Mas o que ficou e o que conta é que José de Assis Valente foi um dos maiores compositores brasileiros de todos os tempos. Há confusões de registros quanto ao seu nascimento. A maioria das referências diz que foi em 1911, mas seus biógrafos Gonçalo Júnior e Francisco Duarte garantem que foi em 1908 - única data que conta com pelo menos uma prova, a certidão de nascimento reproduzida no livro 'A jovialidade trágica de José de Assis Valente' (Martins Fontes/Funarte, 1988), de Francisco Duarte Silva e Dulcinéa Nunes Gomes. Há confusões também quanto à verdadeira cidade de nascimento, que pode ter sido Salvador, Santo Amaro ou Alagoinha.

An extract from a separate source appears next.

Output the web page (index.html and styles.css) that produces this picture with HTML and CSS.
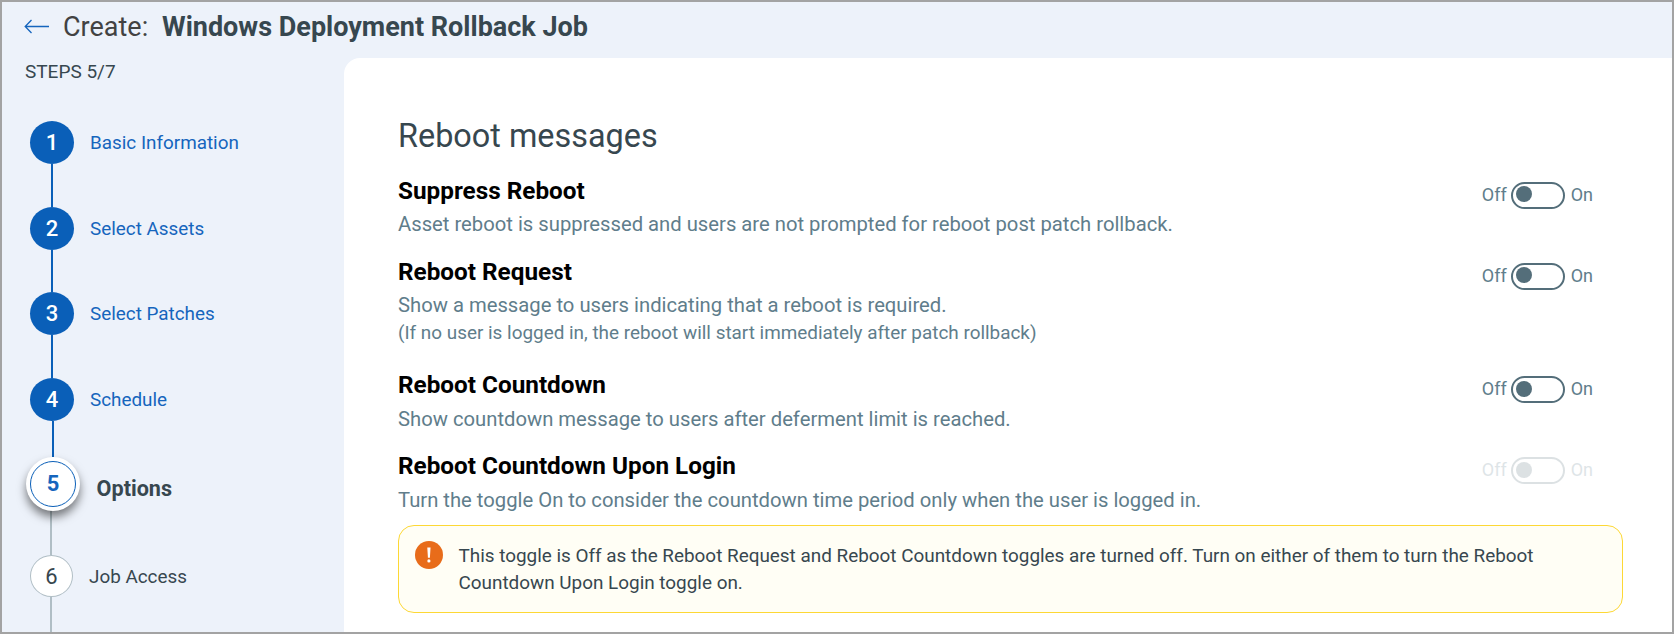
FILE: index.html
```html
<!DOCTYPE html>
<html lang="en">
<head>
    <meta charset="UTF-8">
    <meta name="viewport" content="width=device-width, initial-scale=1.0">
    <title>Create: Windows Deployment Rollback Job</title>
    <link rel="stylesheet" href="styles.css">
</head>
<body>
    <div class="page">
        <header class="header">
            <svg class="back" width="26" height="16" viewBox="0 0 26 16" fill="none" stroke="#1565bd" stroke-width="1.3">
                <path d="M25 7.5H1.2M7.5 1L1.2 7.5L7.5 14"/>
            </svg>
            <span class="create">Create:</span>
            <h1 class="job-title">Windows Deployment Rollback Job</h1>
        </header>
        <div class="body">
            <nav class="sidebar">
                <p class="steps-count">STEPS 5/7</p>
                <ol class="steps">
                    <li class="step done"><span class="circle">1</span><span class="label">Basic Information</span></li>
                    <li class="line"></li>
                    <li class="step done"><span class="circle">2</span><span class="label">Select Assets</span></li>
                    <li class="line short"></li>
                    <li class="step done"><span class="circle">3</span><span class="label">Select Patches</span></li>
                    <li class="line"></li>
                    <li class="step done"><span class="circle">4</span><span class="label">Schedule</span></li>
                    <li class="line to-current"></li>
                    <li class="step current"><span class="circle"><span class="ring">5</span></span><span class="label">Options</span></li>
                    <li class="line next"></li>
                    <li class="step todo"><span class="circle">6</span><span class="label">Job Access</span></li>
                    <li class="line last"></li>
                </ol>
            </nav>
            <main class="content">
                <h2 class="heading">Reboot messages</h2>
                <section class="option">
                    <div class="text">
                        <h3>Suppress Reboot</h3>
                        <p>Asset reboot is suppressed and users are not prompted for reboot post patch rollback.</p>
                    </div>
                    <div class="toggle"><span class="off">Off</span><span class="switch"><span class="knob"></span></span><span class="on">On</span></div>
                </section>
                <section class="option request">
                    <div class="text">
                        <h3>Reboot Request</h3>
                        <p>Show a message to users indicating that a reboot is required.</p>
                        <p class="note">(If no user is logged in, the reboot will start immediately after patch rollback)</p>
                    </div>
                    <div class="toggle"><span class="off">Off</span><span class="switch"><span class="knob"></span></span><span class="on">On</span></div>
                </section>
                <section class="option countdown">
                    <div class="text">
                        <h3>Reboot Countdown</h3>
                        <p>Show countdown message to users after deferment limit is reached.</p>
                    </div>
                    <div class="toggle"><span class="off">Off</span><span class="switch"><span class="knob"></span></span><span class="on">On</span></div>
                </section>
                <section class="option countdown login">
                    <div class="text">
                        <h3>Reboot Countdown Upon Login</h3>
                        <p>Turn the toggle On to consider the countdown time period only when the user is logged in.</p>
                    </div>
                    <div class="toggle disabled"><span class="off">Off</span><span class="switch"><span class="knob"></span></span><span class="on">On</span></div>
                </section>
                <div class="alert">
                    <svg class="alert-icon" width="28" height="28" viewBox="0 0 28 28">
                        <circle cx="14" cy="14" r="14" fill="#e86c1a"/>
                        <path d="M12.3 6.5h3.2l-.6 10.2h-2z" fill="#fff"/>
                        <circle cx="13.9" cy="19.9" r="1.6" fill="#fff"/>
                    </svg>
                    <p>This toggle is Off as the Reboot Request and Reboot Countdown toggles are turned off. Turn on either of them to turn the Reboot<br>Countdown Upon Login toggle on.</p>
                </div>
            </main>
        </div>
    </div>
</body>
</html>
```

FILE: styles.css
```css
* {
    margin: 0;
    padding: 0;
    box-sizing: border-box;
}

body {
    font-family: Roboto, "Liberation Sans", sans-serif;
    color: #37474f;
}

.page {
    display: flex;
    flex-direction: column;
    height: 634px;
    border: 2px solid #a3a3a3;
    background-color: #edf2fa;
    overflow: hidden;
}

.header {
    display: flex;
    align-items: center;
    height: 56px;
    padding: 0 0 6px 22px;
    font-size: 27px;
    line-height: 32px;
    white-space: nowrap;
}

.back {
    margin: 0 13px 1px 0;
}

.create {
    width: 99px;
    color: #424242;
}

.job-title {
    font-size: 27px;
    font-weight: bold;
}

.body {
    display: flex;
    flex: 1;
    min-height: 0;
}

/* steps */
.sidebar {
    width: 342px;
    padding-left: 24px;
}

.steps-count {
    padding-top: 1px;
    margin-left: -1px;
    font-size: 19px;
    line-height: 26px;
}

.steps {
    list-style: none;
    padding: 36px 0 0 4px;
}

.step {
    display: flex;
    align-items: center;
}

.circle {
    display: flex;
    align-items: center;
    justify-content: center;
    width: 44px;
    height: 43px;
    border-radius: 50%;
    font-size: 22px;
    font-weight: 500;
}

.label {
    margin-left: 16px;
    font-size: 18.87px;
}

.done .circle {
    background-color: #0a5fb8;
    color: white;
}

.done .label {
    color: #1565bd;
}

.line {
    width: 2px;
    height: 43px;
    margin-left: 21px;
    background-color: #0a5fb8;
}

.line.short {
    height: 42px;
}

.line.to-current {
    height: 36px;
    margin-left: 22px;
}

.current {
    margin-left: -4px;
}

.current .circle {
    width: 54px;
    height: 54px;
    padding-bottom: 1px;
    background-color: white;
    box-shadow: 0 6px 10px rgba(0, 0, 0, 0.5);
}

.ring {
    display: flex;
    align-items: center;
    justify-content: center;
    width: 46px;
    height: 46px;
    border: 1px solid #0a5fb8;
    border-radius: 50%;
    color: #1565bd;
    font-weight: bold;
}

.current .label {
    margin: 9px 0 0 16.6px;
    font-size: 21.6px;
    font-weight: bold;
}

.line.next {
    height: 44px;
    margin-left: 20px;
    background-color: #b0bec5;
}

.todo .circle {
    width: 43px;
    height: 42px;
    border: 1px solid #b0bec5;
    background-color: white;
    font-weight: normal;
}

.line.last {
    height: 36px;
    margin-left: 20px;
    background-color: #b0bec5;
}

/* content */
.content {
    flex: 1;
    padding: 58px 49px 0 54px;
    border-top-left-radius: 16px;
    background-color: white;
}

.heading {
    margin-bottom: 19px;
    font-size: 32.4px;
    font-weight: normal;
    line-height: 40px;
}

.option {
    display: flex;
    justify-content: space-between;
    padding: 0 30px 18px 0;
}

.option h3 {
    margin-bottom: 4px;
    color: black;
    font-size: 24.3px;
    font-weight: bold;
    line-height: 32px;
}

.option p {
    color: #607d8b;
    font-size: 20.24px;
    line-height: 27px;
}

.option .note {
    font-size: 18.9px;
}

.option.request {
    padding-bottom: 23px;
}

.countdown h3 {
    margin-bottom: 5px;
}

.option.countdown {
    padding-bottom: 17px;
}

.option.login {
    padding-bottom: 11px;
}

.toggle {
    display: flex;
    align-items: center;
    height: 27px;
    margin-top: 7px;
    color: #607d8b;
    font-size: 18px;
}

.off, .on {
    padding-bottom: 2px;
}

.switch {
    width: 54px;
    height: 27px;
    margin: 0 6px 0 4px;
    padding: 2px 3px;
    border: 2px solid #546e7a;
    border-radius: 14px;
}

.knob {
    display: block;
    width: 16px;
    height: 16px;
    border-radius: 50%;
    background-color: #546e7a;
}

.countdown .switch {
    padding-top: 3px;
}

.disabled {
    opacity: 0.2;
}

.alert {
    display: flex;
    height: 88px;
    padding: 15px 16px;
    border: 1px solid #fdd835;
    border-radius: 16px;
    background-color: #fffef5;
}

.alert-icon {
    margin-right: 15.5px;
}

.alert p {
    padding-top: 1px;
    font-size: 18.9px;
    line-height: 27px;
    white-space: nowrap;
}
```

Sobre uma informação posso garantir que não há confusão nem controvérsias: 'Fez bobagem' ("Meu moreno fez bobagem/ Maltratou meu pobre coração"), 'Brasil pandeiro' ('Brasil, esquentai vossos pandeiros/ Iluminai os terreiros/ Que nós queremos sambar"), 'Boas Festas' ("Papai Noel / Vê se você tem / A felicidade / Pra você me dar"), 'Camisa listada' ("Pegou meu saco de água quente pra fazer chupeta/ Rasgou minha cortina de veludo pra fazer uma saia") ou 'Uva de caminhão' ("Caiu o pano da cuíca em boas condições/ Apareceu Branca de Neve com os sete anões/ E na pensão de Dona Estela foram farrear/ Quebra, quebra, gabiroba, quero ver quebrar") estão entre os momentos mais ricos do nosso cancioneiro. Quanto a isso, não adianta fofoca, maledicências, azedumes ou polêmicas.